[start]

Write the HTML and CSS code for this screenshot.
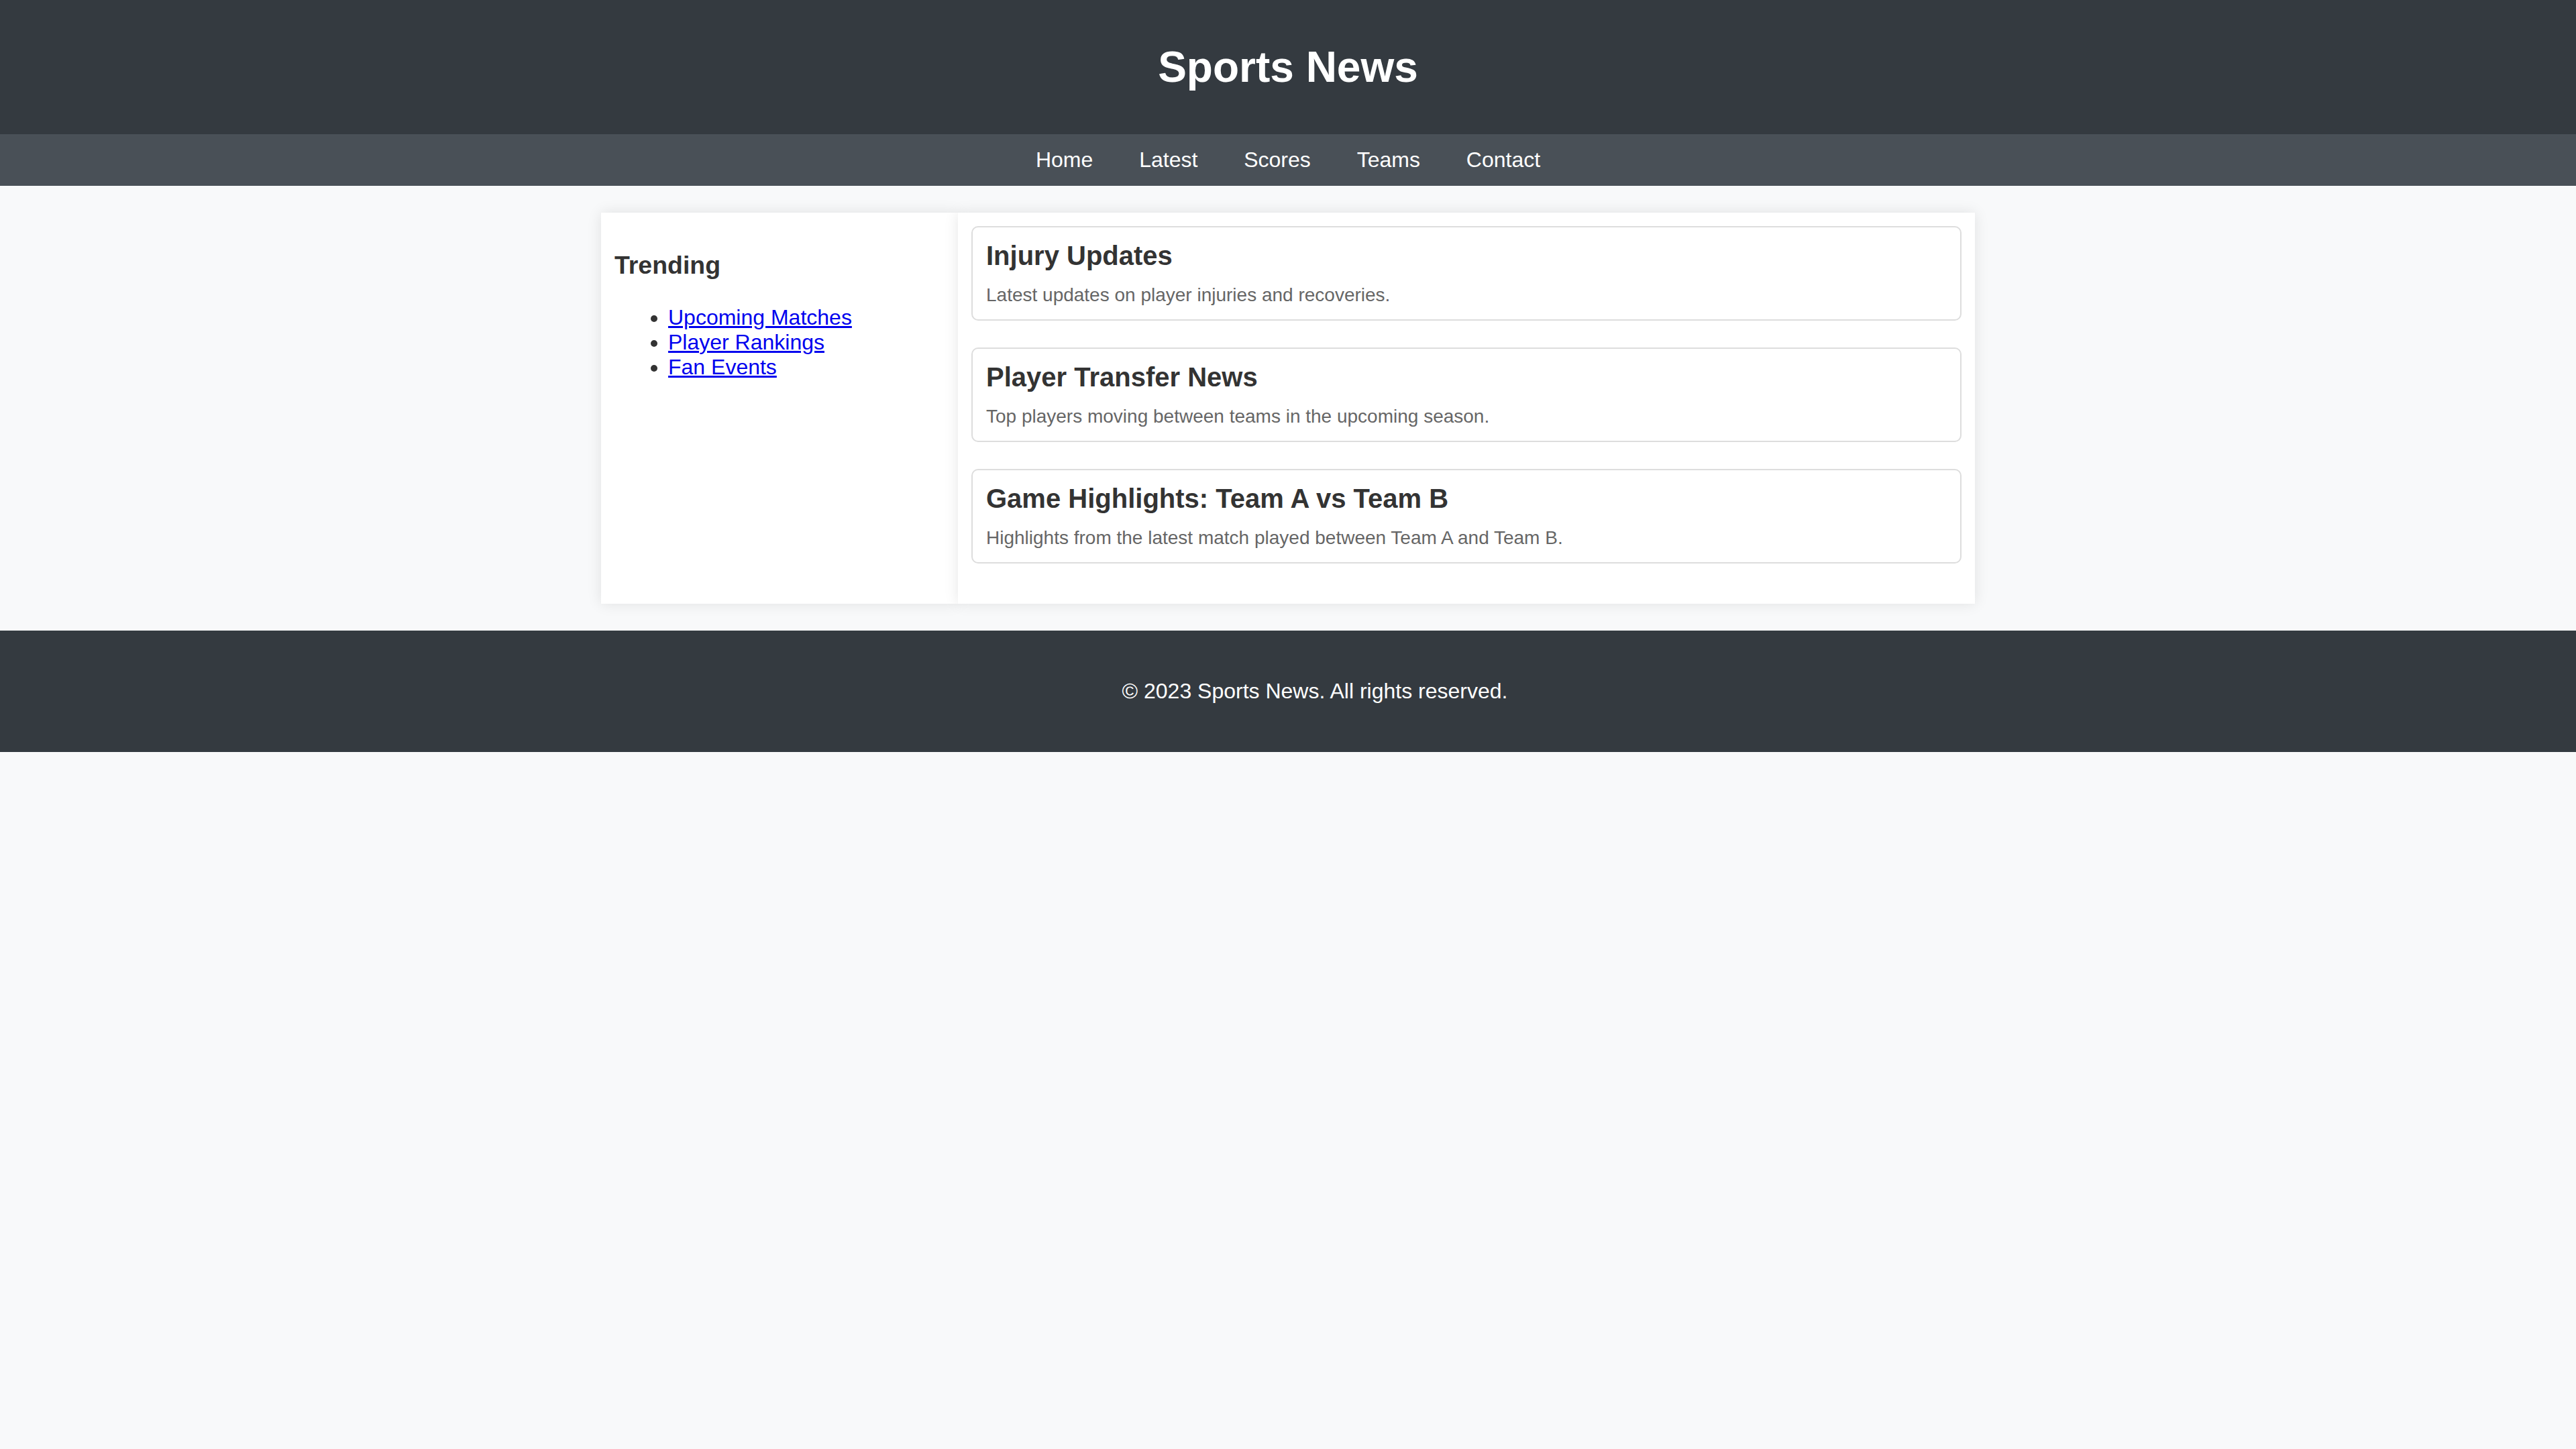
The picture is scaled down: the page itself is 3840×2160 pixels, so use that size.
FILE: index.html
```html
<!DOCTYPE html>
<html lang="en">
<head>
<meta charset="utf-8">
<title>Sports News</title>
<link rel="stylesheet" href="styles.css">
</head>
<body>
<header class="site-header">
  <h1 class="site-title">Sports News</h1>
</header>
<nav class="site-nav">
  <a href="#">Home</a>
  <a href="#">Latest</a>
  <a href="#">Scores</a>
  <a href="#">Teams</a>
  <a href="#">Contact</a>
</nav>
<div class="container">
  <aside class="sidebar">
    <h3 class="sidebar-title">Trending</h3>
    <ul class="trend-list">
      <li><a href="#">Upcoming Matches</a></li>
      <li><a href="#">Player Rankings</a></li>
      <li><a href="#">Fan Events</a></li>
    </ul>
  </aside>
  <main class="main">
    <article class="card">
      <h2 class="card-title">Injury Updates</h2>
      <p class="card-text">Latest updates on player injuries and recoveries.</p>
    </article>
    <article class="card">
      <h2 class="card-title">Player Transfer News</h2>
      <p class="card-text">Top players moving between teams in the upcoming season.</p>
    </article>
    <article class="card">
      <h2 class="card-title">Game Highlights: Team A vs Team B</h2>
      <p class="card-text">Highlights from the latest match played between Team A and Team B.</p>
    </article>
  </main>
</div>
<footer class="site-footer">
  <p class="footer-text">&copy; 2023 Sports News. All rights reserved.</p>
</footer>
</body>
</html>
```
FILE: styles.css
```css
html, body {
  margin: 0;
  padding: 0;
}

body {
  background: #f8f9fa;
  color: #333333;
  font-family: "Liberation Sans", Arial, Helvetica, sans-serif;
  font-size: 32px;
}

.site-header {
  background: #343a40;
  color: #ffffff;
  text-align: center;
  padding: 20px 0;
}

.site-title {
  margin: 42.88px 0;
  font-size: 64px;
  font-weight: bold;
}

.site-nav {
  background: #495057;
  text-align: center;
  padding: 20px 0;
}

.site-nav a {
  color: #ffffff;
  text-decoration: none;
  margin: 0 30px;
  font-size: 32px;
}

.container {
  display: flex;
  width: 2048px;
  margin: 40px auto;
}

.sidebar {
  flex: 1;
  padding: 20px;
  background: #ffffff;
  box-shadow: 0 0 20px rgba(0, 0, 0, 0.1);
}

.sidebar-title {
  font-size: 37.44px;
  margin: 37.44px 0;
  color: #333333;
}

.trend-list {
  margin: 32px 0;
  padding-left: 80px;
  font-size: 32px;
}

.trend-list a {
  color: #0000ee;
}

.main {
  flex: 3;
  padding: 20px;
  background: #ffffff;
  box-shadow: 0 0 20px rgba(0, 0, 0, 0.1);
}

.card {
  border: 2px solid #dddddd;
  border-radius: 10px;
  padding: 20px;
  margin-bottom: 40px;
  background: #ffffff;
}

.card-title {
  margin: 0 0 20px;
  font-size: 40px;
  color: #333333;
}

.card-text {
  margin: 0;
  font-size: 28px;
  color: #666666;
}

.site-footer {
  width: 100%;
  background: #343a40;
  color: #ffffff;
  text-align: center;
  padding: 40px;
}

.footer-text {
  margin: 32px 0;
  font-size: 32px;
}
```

[end]

Reproduce every line exactly and omit all pictures.

= Result =
Write the HTML and CSS code for this screenshot.
The picture is scaled down: the page itself is 3840×2160 pixels, so use that size.
FILE: index.html
```html
<!DOCTYPE html>
<html lang="en">
<head>
<meta charset="utf-8">
<title>Sports News</title>
<link rel="stylesheet" href="styles.css">
</head>
<body>
<header class="site-header">
  <h1 class="site-title">Sports News</h1>
</header>
<nav class="site-nav">
  <a href="#">Home</a>
  <a href="#">Latest</a>
  <a href="#">Scores</a>
  <a href="#">Teams</a>
  <a href="#">Contact</a>
</nav>
<div class="container">
  <aside class="sidebar">
    <h3 class="sidebar-title">Trending</h3>
    <ul class="trend-list">
      <li><a href="#">Upcoming Matches</a></li>
      <li><a href="#">Player Rankings</a></li>
      <li><a href="#">Fan Events</a></li>
    </ul>
  </aside>
  <main class="main">
    <article class="card">
      <h2 class="card-title">Injury Updates</h2>
      <p class="card-text">Latest updates on player injuries and recoveries.</p>
    </article>
    <article class="card">
      <h2 class="card-title">Player Transfer News</h2>
      <p class="card-text">Top players moving between teams in the upcoming season.</p>
    </article>
    <article class="card">
      <h2 class="card-title">Game Highlights: Team A vs Team B</h2>
      <p class="card-text">Highlights from the latest match played between Team A and Team B.</p>
    </article>
  </main>
</div>
<footer class="site-footer">
  <p class="footer-text">&copy; 2023 Sports News. All rights reserved.</p>
</footer>
</body>
</html>
```
FILE: styles.css
```css
html, body {
  margin: 0;
  padding: 0;
}

body {
  background: #f8f9fa;
  color: #333333;
  font-family: "Liberation Sans", Arial, Helvetica, sans-serif;
  font-size: 32px;
}

.site-header {
  background: #343a40;
  color: #ffffff;
  text-align: center;
  padding: 20px 0;
}

.site-title {
  margin: 42.88px 0;
  font-size: 64px;
  font-weight: bold;
}

.site-nav {
  background: #495057;
  text-align: center;
  padding: 20px 0;
}

.site-nav a {
  color: #ffffff;
  text-decoration: none;
  margin: 0 30px;
  font-size: 32px;
}

.container {
  display: flex;
  width: 2048px;
  margin: 40px auto;
}

.sidebar {
  flex: 1;
  padding: 20px;
  background: #ffffff;
  box-shadow: 0 0 20px rgba(0, 0, 0, 0.1);
}

.sidebar-title {
  font-size: 37.44px;
  margin: 37.44px 0;
  color: #333333;
}

.trend-list {
  margin: 32px 0;
  padding-left: 80px;
  font-size: 32px;
}

.trend-list a {
  color: #0000ee;
}

.main {
  flex: 3;
  padding: 20px;
  background: #ffffff;
  box-shadow: 0 0 20px rgba(0, 0, 0, 0.1);
}

.card {
  border: 2px solid #dddddd;
  border-radius: 10px;
  padding: 20px;
  margin-bottom: 40px;
  background: #ffffff;
}

.card-title {
  margin: 0 0 20px;
  font-size: 40px;
  color: #333333;
}

.card-text {
  margin: 0;
  font-size: 28px;
  color: #666666;
}

.site-footer {
  width: 100%;
  background: #343a40;
  color: #ffffff;
  text-align: center;
  padding: 40px;
}

.footer-text {
  margin: 32px 0;
  font-size: 32px;
}
```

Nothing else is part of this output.